** WORK INSTRUCTIONS **
Return all lines that include the string "index".
---
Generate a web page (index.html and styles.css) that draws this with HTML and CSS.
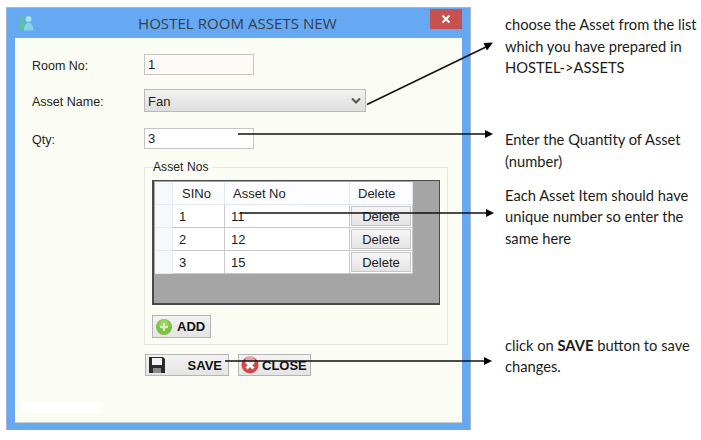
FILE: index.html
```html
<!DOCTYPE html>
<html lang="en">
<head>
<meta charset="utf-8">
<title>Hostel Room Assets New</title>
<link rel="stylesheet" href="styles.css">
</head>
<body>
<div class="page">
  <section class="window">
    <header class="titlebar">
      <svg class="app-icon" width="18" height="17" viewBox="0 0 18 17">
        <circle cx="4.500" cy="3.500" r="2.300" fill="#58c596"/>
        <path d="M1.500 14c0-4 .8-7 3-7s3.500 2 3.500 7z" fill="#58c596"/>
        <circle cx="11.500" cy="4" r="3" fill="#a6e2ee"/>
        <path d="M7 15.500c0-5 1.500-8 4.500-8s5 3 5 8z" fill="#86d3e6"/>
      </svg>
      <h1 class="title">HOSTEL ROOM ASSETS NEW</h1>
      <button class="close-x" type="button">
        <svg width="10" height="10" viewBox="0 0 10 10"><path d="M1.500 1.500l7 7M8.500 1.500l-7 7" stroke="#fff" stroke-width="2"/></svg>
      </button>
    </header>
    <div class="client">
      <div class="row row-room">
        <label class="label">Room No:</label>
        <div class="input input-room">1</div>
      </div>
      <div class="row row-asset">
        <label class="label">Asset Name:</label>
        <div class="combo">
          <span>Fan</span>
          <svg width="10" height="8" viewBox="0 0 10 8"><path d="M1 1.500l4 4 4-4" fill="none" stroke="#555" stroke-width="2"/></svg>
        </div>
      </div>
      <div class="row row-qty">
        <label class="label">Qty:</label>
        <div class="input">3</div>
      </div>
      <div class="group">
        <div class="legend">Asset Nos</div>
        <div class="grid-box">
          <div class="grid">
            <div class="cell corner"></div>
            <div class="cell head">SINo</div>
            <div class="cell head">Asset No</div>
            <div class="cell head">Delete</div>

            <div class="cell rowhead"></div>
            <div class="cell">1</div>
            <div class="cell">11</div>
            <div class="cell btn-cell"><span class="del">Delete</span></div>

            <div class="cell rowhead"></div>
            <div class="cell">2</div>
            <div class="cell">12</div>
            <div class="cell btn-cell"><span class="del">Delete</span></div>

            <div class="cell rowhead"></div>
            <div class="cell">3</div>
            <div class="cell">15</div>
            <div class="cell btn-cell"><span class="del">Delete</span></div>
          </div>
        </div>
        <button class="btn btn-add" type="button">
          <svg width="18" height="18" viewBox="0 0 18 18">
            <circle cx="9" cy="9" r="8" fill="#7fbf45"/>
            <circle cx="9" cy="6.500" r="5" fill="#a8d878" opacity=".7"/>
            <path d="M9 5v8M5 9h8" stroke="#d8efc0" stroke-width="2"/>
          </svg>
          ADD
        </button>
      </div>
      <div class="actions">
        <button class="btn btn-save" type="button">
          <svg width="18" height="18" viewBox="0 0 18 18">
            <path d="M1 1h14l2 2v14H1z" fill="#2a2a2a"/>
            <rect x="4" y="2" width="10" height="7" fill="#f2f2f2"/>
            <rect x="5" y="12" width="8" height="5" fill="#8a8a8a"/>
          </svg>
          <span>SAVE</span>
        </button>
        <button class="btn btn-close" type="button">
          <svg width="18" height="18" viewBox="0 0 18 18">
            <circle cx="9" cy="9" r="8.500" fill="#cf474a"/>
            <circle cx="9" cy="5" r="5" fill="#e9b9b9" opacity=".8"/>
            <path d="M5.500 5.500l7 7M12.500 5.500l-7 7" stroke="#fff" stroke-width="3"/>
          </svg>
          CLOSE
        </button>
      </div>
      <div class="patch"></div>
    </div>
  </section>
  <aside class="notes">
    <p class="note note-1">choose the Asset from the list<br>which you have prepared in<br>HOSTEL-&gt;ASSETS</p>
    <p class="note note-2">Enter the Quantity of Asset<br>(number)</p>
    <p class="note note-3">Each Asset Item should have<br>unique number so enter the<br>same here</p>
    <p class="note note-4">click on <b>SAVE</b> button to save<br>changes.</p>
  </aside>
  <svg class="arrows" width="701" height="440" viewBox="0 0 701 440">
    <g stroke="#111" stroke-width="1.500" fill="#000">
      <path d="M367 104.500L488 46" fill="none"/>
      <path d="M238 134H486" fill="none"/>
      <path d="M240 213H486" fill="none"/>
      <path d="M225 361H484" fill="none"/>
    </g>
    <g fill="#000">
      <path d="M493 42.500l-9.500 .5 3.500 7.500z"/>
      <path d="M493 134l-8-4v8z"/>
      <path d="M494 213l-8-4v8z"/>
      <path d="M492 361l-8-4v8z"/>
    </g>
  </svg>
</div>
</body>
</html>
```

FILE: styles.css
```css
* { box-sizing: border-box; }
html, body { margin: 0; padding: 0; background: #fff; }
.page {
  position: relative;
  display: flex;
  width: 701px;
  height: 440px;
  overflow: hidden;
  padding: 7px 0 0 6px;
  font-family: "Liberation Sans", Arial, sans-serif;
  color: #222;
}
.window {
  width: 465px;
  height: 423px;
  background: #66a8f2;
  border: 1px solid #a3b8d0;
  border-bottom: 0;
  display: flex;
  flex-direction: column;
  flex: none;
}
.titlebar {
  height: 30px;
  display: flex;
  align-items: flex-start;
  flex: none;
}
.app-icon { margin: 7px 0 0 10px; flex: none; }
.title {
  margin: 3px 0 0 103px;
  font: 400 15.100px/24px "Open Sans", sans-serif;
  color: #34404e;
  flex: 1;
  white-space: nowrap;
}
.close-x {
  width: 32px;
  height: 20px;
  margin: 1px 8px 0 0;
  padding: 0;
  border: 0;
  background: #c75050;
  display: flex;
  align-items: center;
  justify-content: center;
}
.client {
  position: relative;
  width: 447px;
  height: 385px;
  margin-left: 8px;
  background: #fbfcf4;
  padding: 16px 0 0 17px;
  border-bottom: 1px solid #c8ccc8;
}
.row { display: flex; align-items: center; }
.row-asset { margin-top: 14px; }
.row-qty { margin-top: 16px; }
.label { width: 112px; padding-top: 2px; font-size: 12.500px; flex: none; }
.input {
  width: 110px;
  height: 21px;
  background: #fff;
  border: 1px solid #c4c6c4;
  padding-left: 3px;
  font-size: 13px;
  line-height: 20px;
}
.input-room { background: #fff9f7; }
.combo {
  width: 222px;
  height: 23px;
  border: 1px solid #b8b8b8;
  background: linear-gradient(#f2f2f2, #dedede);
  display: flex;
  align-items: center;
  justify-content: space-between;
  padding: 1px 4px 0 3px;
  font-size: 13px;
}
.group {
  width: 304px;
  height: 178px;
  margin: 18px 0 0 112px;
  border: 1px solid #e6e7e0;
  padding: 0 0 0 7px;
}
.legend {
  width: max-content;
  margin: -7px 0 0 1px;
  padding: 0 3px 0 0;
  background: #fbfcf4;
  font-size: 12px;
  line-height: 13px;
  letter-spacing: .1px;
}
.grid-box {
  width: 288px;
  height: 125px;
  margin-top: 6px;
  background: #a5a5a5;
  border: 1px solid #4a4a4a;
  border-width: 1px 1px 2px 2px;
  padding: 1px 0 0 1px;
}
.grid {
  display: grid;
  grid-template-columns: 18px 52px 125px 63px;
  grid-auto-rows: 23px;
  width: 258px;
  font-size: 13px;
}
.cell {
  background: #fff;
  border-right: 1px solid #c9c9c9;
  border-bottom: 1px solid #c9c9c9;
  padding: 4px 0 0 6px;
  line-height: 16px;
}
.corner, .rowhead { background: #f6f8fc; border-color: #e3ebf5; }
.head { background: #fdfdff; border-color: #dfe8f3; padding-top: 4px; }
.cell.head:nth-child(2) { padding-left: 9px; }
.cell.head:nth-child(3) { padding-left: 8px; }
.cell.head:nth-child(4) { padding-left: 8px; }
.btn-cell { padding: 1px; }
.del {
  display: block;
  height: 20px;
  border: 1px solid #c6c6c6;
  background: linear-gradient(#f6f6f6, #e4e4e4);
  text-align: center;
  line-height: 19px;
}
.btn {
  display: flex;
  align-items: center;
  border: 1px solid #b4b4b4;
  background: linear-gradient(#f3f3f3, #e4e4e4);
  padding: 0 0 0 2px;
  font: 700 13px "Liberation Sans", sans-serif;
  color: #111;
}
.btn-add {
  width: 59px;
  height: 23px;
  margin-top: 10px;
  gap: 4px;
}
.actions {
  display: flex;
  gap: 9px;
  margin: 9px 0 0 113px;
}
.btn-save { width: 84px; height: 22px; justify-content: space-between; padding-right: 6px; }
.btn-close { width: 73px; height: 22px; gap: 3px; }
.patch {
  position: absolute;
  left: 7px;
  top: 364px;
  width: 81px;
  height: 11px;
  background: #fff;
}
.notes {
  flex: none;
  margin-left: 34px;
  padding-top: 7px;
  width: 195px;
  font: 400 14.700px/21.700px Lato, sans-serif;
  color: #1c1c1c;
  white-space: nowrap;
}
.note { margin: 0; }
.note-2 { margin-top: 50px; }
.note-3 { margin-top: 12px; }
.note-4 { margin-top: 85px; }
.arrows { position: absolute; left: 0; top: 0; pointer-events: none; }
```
---
** SOLUTION TO THE PROBLEM **
Generate a web page (index.html and styles.css) that draws this with HTML and CSS.
FILE: index.html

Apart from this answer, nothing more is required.